Dr. Mackinnon’s study looked at nearly 130 students starting at university for the first time, having them answer questionnaires and take part in detailed narrative interviews over the course of their fall term. The study was conducted with Dal students, but Dr. MacKinnon says the results would be expected at any major university in Canada. (The paper, published in The Canadian Journal of Behavioural Science, is co-authored by researchers at Western University and Wilfrid Laurier University.)
The study’s takeaway: interpersonal relationships matter a great deal.
“People who are high-end on the socially prescribed perfectionism scale tended to do worse when they had problems in their close interpersonal relationships, specifically those from before university; in particular, breaking off from those high school or earlier friends in a way that was unsatisfactory,” explains Dr. Mackinnon.
“Sometimes that’s just drifting away and not being in touch as often anymore, and sometimes it’s a big fight or argument, but that transition to university often means geographical separation for those old friendships. When that was more unpleasant for whatever reason, rates of depression or depressive affect increased.”
Dr. Mackinnon describes a prototypical story that popped up time and time again in his interviews, which he called the “prom story.” It involves a student having one last big gathering with their high school friends — sometimes at prom, sometimes at a party or other event. How students perceived that event was often telling about their ability to manage depression.

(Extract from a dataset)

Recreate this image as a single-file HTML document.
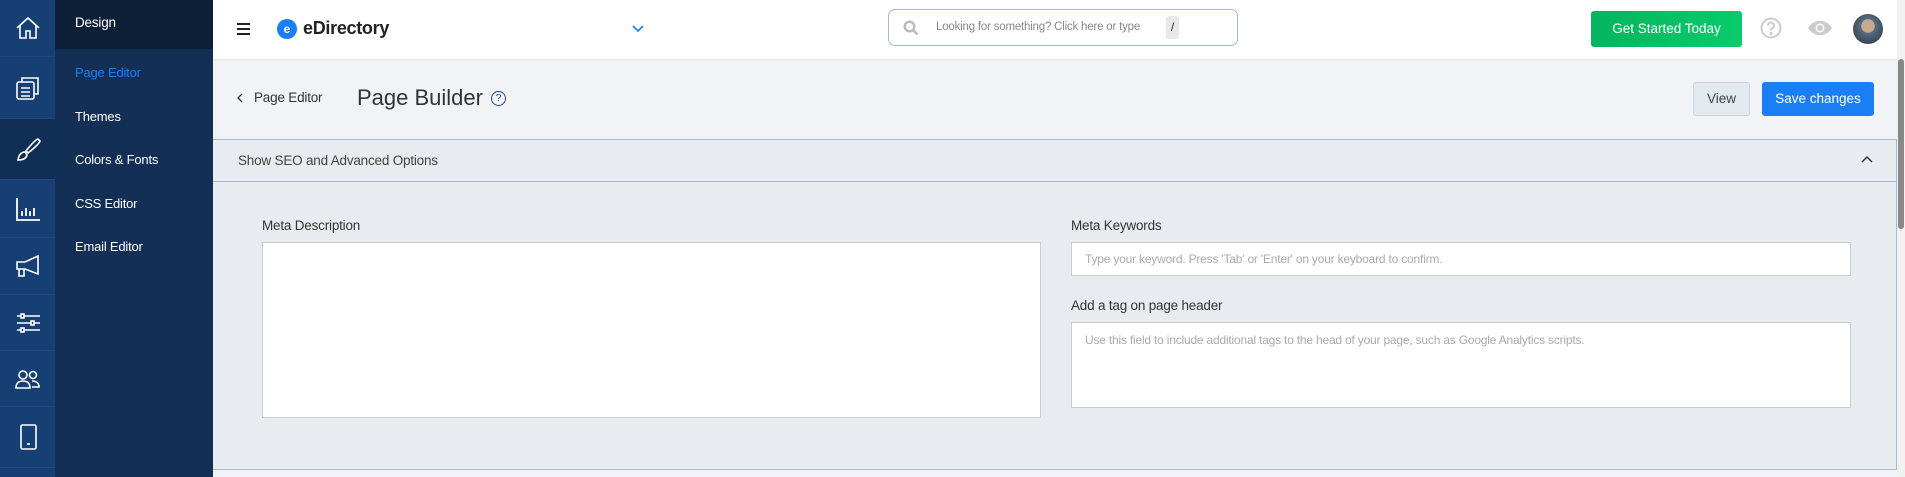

“[The event] solidifies for people whether these are friends you’re going to keep for life, or if this might be the last time you’d ever see them,” he explains. “That prototypical event could be interpreted in different ways. Most people saw it in a positive way, but the people who had trouble with the separation were often ones who had a more difficult time in their first year.”
In essence, close friendships are a support system for perfectionists. They rely on them to help them through stresses and challenging times. But university is a major transition point for many friendships, and a student’s first few months on campus — away from old friends but only starting to make new ones — can threaten that support system.
“Perfectionists are prone to living their life in a very narrow space, where great emphasis is placed on achievement often to the exclusion of relationships,” says Dr. Sherry. “The irony, then, is that relationships are often one of the best ways to address and deal with that.”
The importance of getting involved
So how can first-year students who struggle with the transition into university manage their perfectionism and its negative effects?
“For a subset of perfectionists, it will be important to seek help, and for perfectionists that’s often difficult because it involves admitting imperfections and limitations,” says Dr. Sherry. “But we have strong resources on campus with Counselling and Psychological Services that students can access if they find themselves distressed.”
But for others struggling a bit in their first year, the researchers say it’s important to get involved on campus: make time for clubs, social events, study groups; for forming new relationships and building a network of friends to spend time with.
“Perfectionists are prone to putting all their eggs in one basket, to developing an overly narrow focus on achievement,” says Dr. Sherry. “To counter that, it’s important to have a diverse and stable set of activities beyond just work or school.”
“We know that close, intimate friendships, especially at this age, is a protective factor against a lot of psychological problems; it’s not destiny for someone with perfectionism to have a psychological disorder,” adds Dr. Mackinnon. “And university is one of those rare times in your life when you have an entire community you’re living and studying among, often with similar interests.”
The researchers note that actively seeking out new friendships doesn’t come naturally to everyone. But for students looking to succeed at university, and make the most of the experience, it’s key.
“University is a time when you can make a lot of new friends that can be incredibly important in your life, in many ways,” says Dr. Mackinnon. “And that’s as true for perfectionists as it is for everyone.”